Quizá lo consideraba una vanidad: «Me dicen, escribía, que nunca me han retratado bien; pero creo que
eso importa poco».'' El caso es que se negó durante mucho tiempo a que le retrataran, hasta el punto de
que hubo que recurrir a una estratagema para que se decidiera.«Una dama devota» -probablemente la Sra.
de Granieu- convenció a Miguel Favre para que intercediera ante el obispo. Miguel Favre era el confesor
del Santo, y le dijo «con cierto aire severo... que estaba siendo causa de algunos pecados veniales de
murmuración y de inquietud, que cometía la gente por su resistencia a dejarse retratar, y que le rogaba
que se enmendase».
Atrapado en esta emboscada, el buen Santo obedeció con admirable humildad.

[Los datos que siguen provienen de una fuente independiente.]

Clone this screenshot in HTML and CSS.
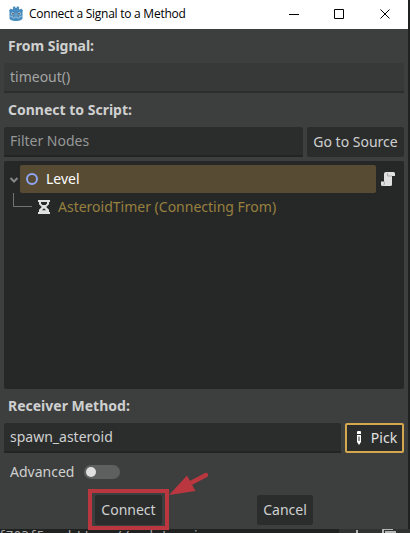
FILE: index.html
```html
<!DOCTYPE html>
<html lang="en">
<head>
<meta charset="utf-8">
<title>Connect a Signal to a Method</title>
<link rel="stylesheet" href="styles.css">
</head>
<body>
<div class="screen">
  <div class="window">
    <header class="titlebar">
      <svg class="logo" width="16" height="16" viewBox="0 0 16 16">
        <path fill="#478cbf" d="M1 4.500 2.800 2.600 4.200 3.400 5 3 4.900 1 7 .3 7.600 2h.8L9 .3l2.100.7L11 3l.8.400 1.400-.8L15 4.500 14.500 6v6c0 2-2.700 3-6.500 3s-6.500-1-6.500-3V6z"/>
        <circle cx="4.800" cy="7.700" r="1.500" fill="#c5dbe9"/><circle cx="11.200" cy="7.700" r="1.500" fill="#c5dbe9"/>
        <circle cx="5" cy="7.800" r=".9" fill="#414042"/><circle cx="11" cy="7.800" r=".9" fill="#414042"/>
        <path fill="none" stroke="#a9cbe2" stroke-width=".8" d="M8 7.500v2M2 10.200l2.500.4.3 1.400h1.700l.3-1h2.400l.3 1h1.700l.3-1.400 2.500-.4"/>
      </svg>
      <h1 class="title">Connect a Signal to a Method</h1>
      <svg class="controls" width="102" height="12" viewBox="0 0 102 12" fill="none" stroke="#000" stroke-width="1">
        <path d="M0 6.500h10M45.500 1.500h9v9h-9z"/><path d="m91.500 1.500 9 9m0-9-9 9"/>
      </svg>
    </header>
    <main class="dialog">
      <h2>From Signal:</h2>
      <div class="field readonly">timeout()</div>
      <h2>Connect to Script:</h2>
      <div class="row">
        <div class="field placeholder">Filter Nodes</div>
        <button class="button source">Go to Source</button>
      </div>
      <div class="tree">
        <div class="tree-row">
          <svg class="chevron" width="10" height="8" viewBox="0 0 10 8"><path d="m1.500 2 3.500 3.500L8.500 2" fill="none" stroke="#858686" stroke-width="2"/></svg>
          <div class="selected">
            <svg width="12" height="12" viewBox="0 0 12 12"><circle cx="6" cy="6" r="5" fill="none" stroke="#8da5f3" stroke-width="2"/></svg>
            <span class="level">Level</span>
          </div>
          <svg class="script" width="14" height="14" viewBox="0 0 14 14">
            <path fill="#e0e0e0" d="M5 0h7.500Q14 0 14 1.500V4h-3v8.500q0 1.500-1.500 1.500h-8Q0 14 0 12.500V9.500h3V2q0-2 2-2z"/>
            <path fill="none" stroke="#a5a6a6" stroke-width=".9" d="M6.500 1v3H11M3.300 9.500v2.800q0 .7-.8.700"/>
          </svg>
        </div>
        <div class="tree-row child">
          <svg class="branch" width="20" height="28" viewBox="0 0 20 28"><path d="M.5 0v13.500H19" fill="none" stroke="#727373"/></svg>
          <svg class="timer" width="12" height="14" viewBox="0 0 12 14">
            <path fill="#e0e0e0" fill-rule="evenodd" d="M0 0h12v2h-1v2.200L8.200 7 11 9.800V12h1v2H0v-2h1V9.800L3.800 7 1 4.200V2H0zM3 2v1.600L4.400 5h3.200L9 3.600V2zM6 8.300 4 10.300h4z"/>
          </svg>
          <span class="asteroid">AsteroidTimer (Connecting From)</span>
        </div>
      </div>
      <h2>Receiver Method:</h2>
      <div class="row">
        <div class="field method">spawn_asteroid</div>
        <button class="button pick">
          <svg width="4" height="14" viewBox="0 0 4 14"><path fill="#fff" d="M1 0h2q1 0 1 1v2H0V1q0-1 1-1zM0 4h4v7l-2 3-2-3z"/><path fill="#292c2c" d="M1.500 5.500h1V10h-1z"/></svg>
          <span>Pick</span>
        </button>
      </div>
      <div class="advanced">
        <span>Advanced</span>
        <span class="switch"><i></i></span>
      </div>
      <div class="actions">
        <button class="button connect">Connect</button>
        <button class="button cancel">Cancel</button>
      </div>
    </main>
  </div>
  <div class="backdrop">
    <pre class="console">f703f5   https://godotengine.org</pre>
    <svg class="tools" width="71" height="4" viewBox="0 0 71 4">
      <path fill="#303232" d="M0 0h71v4H0z"/><path fill="#b6b6b6" d="M17 1h2v3h-2zM43 0h11v1H45v3h-2zM46 2h11v2H46z"/>
    </svg>
  </div>
  <svg class="annotation" width="410" height="533" viewBox="0 0 410 533">
    <path d="M90 491h77v37H90z" fill="none" stroke="#ba373f" stroke-width="4"/>
    <path d="m206 475-19 10" fill="none" stroke="#ba373f" stroke-width="4.500" stroke-linecap="round"/>
    <path d="m169 495 18-19.500 8.500 15.500z" fill="#ba373f"/>
  </svg>
</div>
</body>
</html>
```
FILE: styles.css
```css
* { box-sizing: border-box; }
body { margin: 0; }
svg { display: block; flex: none; }
.screen {
  position: relative;
  width: 410px;
  height: 533px;
  overflow: hidden;
  background: #202222;
  color: #cfd0d0;
  font: 14px/20px "Noto Sans", sans-serif;
}
.window { width: 408px; height: 529px; background: #3d3f3e; }
.titlebar {
  display: flex;
  align-items: center;
  height: 29px;
  padding: 0 17px 2px 8px;
  background: #fff;
}
.title {
  margin: 0 0 0 5px;
  color: #000;
  font: 12px/18px "Open Sans", sans-serif;
  letter-spacing: -0.25px;
  white-space: nowrap;
}
.controls { margin-left: auto; }
.dialog { padding: 4px 4px 0; }
h2 {
  height: 30px;
  margin: 0;
  padding-left: 4px;
  font-size: 14px;
  font-weight: 700;
  line-height: 26px;
}
.field {
  flex: 1;
  height: 30px;
  padding: 0 6px;
  border-bottom: 2px solid #222424;
  border-radius: 2px 2px 0 0;
  background: #2b2d2d;
  line-height: 28px;
}
.field.readonly { background: #373938; border-color: #2c2e2e; color: #a4a5a5; }
.field.placeholder { color: #969797; }
.readonly + h2, .tree + h2 { height: 34px; line-height: 34px; }
.row { display: flex; gap: 4px; }
.button {
  display: flex;
  align-items: center;
  justify-content: center;
  height: 30px;
  margin: 0;
  padding: 0;
  border: 0;
  border-radius: 2px;
  background: #2b2d2d;
  color: inherit;
  font: inherit;
  white-space: nowrap;
}
.source { width: 97px; }
.tree {
  height: 228px;
  margin-top: 4px;
  padding: 4px 4px 0;
  border-radius: 2px;
  background: #262828;
}
.tree-row { display: flex; align-items: center; height: 28px; }
.chevron { margin: 1px 1px 0; }
.selected {
  display: flex;
  align-items: center;
  gap: 8px;
  width: 356px;
  height: 28px;
  padding-left: 6px;
  border-radius: 2px;
  background: #574b34;
}
.level { color: #fff; }
.script { margin-left: 5px; }
.child { padding-left: 5px; }
.timer { margin-left: 5px; }
.asteroid { margin-left: 8px; color: #98803f; }
.pick {
  width: 59px;
  gap: 10px;
  padding-left: 5px;
  border: 2px solid #d5a84f;
  color: #e0e0e0;
}
.advanced { display: flex; align-items: center; height: 38px; padding-left: 6px; }
.switch {
  width: 36px;
  height: 14px;
  margin-left: 10px;
  padding: 2px;
  border-radius: 7px;
  background: #5e605f;
}
.switch i { display: block; width: 10px; height: 10px; border-radius: 50%; background: #e0e0e0; }
.actions { display: flex; gap: 95px; margin-top: 4px; padding-left: 91px; }
.connect { width: 67px; }
.cancel { width: 56px; }
.backdrop { display: flex; justify-content: space-between; width: 410px; height: 4px; overflow: hidden; }
.console {
  margin: 0 0 0 -2px;
  color: #aaa;
  font: 13px/14px "DejaVu Sans Mono", monospace;
  letter-spacing: -0.08px;
}
.annotation { position: absolute; top: 0; left: 0; }
```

Y el retrato colmó de gozo a la Sra. de Granieu. El obispo le escribió así, con este motivo: «¡Dios mío!,
querida hija, ¡qué será el ver eternamente el rostro del Padre celestial tal como es, puesto que el retrato
mudo y muerto de un mísero mortal tanto regocija el corazón de una hija que le ama! Me respondéis que
ese retrato no está mudo, porque habla a vuestro espíritu y le dice hermosas palabras. Pero eso solamente
lo oyen vuestros oídos, porque oyen con tanta finura que, sin decir una sola palabra, os habla y os recuerda lo que me habéis oído en el púlpito, cuando os decía que la voluntad de Dios es vuestra
santificación»."
San Francisco de Sales no nos dice jamás otra cosa, y la sencillez a la que nos exhorta, es la adhesión a la
voluntad divina, es el camino que nos conduce derechos a la santidad.